David Reardon is an American electrical engineer and anti-abortion activist with a bogus degree in biomedical ethics from Pacific Western University, an unaccredited, now-defunct diploma mill. He is the founder of the Elliot Institute, an anti-abortion advocacy group, and the author of a number of articles and books on abortion and mental health. As such, Reardon is one of the most influential propagators of the myth that abortion causes psychological health issues, which he backs up with a thick layer of pseudoscience and discredited “studies” (like the infamous Priscilla Coleman et al. study). Indeed, Reardon’s main anti-abortion strategy is to try to argue that abortion is not only morally wrong, but that there are prudential reasons – women’s health and well-being – for making it illegal, a position that is hard to sustain without an unhealthy dose of pseudoscience, denialism and conspiracy mongering. The purpose of the Elliot Institute is accordingly to study “the effects of eugenics, abortion, population control, and sexual attitudes and practices on individuals and society at large,” where “study” means “working hard to make the data fit the hypothesis by any means necessary.”

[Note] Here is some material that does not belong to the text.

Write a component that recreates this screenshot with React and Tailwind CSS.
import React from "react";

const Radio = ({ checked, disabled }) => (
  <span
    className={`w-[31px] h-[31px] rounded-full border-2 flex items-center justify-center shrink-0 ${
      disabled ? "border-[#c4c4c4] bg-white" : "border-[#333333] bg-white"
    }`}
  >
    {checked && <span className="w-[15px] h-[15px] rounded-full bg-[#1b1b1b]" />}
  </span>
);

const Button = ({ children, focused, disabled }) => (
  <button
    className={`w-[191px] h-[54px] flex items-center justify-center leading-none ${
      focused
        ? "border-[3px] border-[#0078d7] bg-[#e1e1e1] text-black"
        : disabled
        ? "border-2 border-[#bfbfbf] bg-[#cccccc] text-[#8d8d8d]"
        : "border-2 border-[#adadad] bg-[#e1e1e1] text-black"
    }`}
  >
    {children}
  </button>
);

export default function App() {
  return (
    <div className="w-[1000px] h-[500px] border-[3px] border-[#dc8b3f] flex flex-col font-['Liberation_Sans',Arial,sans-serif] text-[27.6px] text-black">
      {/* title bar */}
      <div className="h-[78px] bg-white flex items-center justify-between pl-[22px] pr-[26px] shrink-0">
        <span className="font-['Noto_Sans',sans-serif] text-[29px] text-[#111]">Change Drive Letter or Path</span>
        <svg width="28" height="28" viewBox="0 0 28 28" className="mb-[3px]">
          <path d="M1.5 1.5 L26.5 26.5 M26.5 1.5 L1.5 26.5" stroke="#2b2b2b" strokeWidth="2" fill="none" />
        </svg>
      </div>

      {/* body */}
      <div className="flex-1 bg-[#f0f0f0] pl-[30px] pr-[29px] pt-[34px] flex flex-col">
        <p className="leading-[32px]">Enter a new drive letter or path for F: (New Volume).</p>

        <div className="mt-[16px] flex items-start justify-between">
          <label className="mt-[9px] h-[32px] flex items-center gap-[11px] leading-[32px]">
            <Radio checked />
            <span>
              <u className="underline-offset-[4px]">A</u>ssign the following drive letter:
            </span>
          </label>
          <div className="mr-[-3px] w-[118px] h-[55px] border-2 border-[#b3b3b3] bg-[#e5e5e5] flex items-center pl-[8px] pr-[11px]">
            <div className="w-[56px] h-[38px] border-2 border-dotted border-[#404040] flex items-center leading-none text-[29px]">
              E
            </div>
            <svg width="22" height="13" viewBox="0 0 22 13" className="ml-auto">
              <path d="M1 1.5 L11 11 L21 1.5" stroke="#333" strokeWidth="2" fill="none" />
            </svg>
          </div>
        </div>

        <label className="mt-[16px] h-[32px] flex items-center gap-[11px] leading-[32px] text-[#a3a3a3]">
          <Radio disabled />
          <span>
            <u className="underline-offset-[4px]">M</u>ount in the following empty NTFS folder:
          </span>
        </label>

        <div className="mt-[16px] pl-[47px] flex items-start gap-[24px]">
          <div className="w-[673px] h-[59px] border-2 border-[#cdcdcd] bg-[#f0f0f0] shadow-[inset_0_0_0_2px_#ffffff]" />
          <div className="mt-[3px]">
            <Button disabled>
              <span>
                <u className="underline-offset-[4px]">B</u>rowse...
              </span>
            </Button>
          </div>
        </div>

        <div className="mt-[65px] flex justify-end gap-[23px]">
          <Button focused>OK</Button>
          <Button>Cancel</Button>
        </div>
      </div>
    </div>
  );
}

Reardon’s nonsense is not exactly fringe-nonsense in the anti-abortion movement, however: post-abortion counseling ministries are a growing industry, and part of an effort by the pro-life movement to outlaw abortion by stressing its purported psychological effects. “Even if pro-abortionists got five paragraphs explaining that abortion is safe and we got only one line saying it's dangerous, the seed of doubt is planted,” Reardon wrote in his book.
Diagnosis: It’s almost as if any issue taken up by wingnuts and fundies turns into pseudoscience, denialism and conspiracy theorizing by default. Reardon has at least emerged as a major producer of pseudoscientific bullshit, and one whose impact is non-negligible.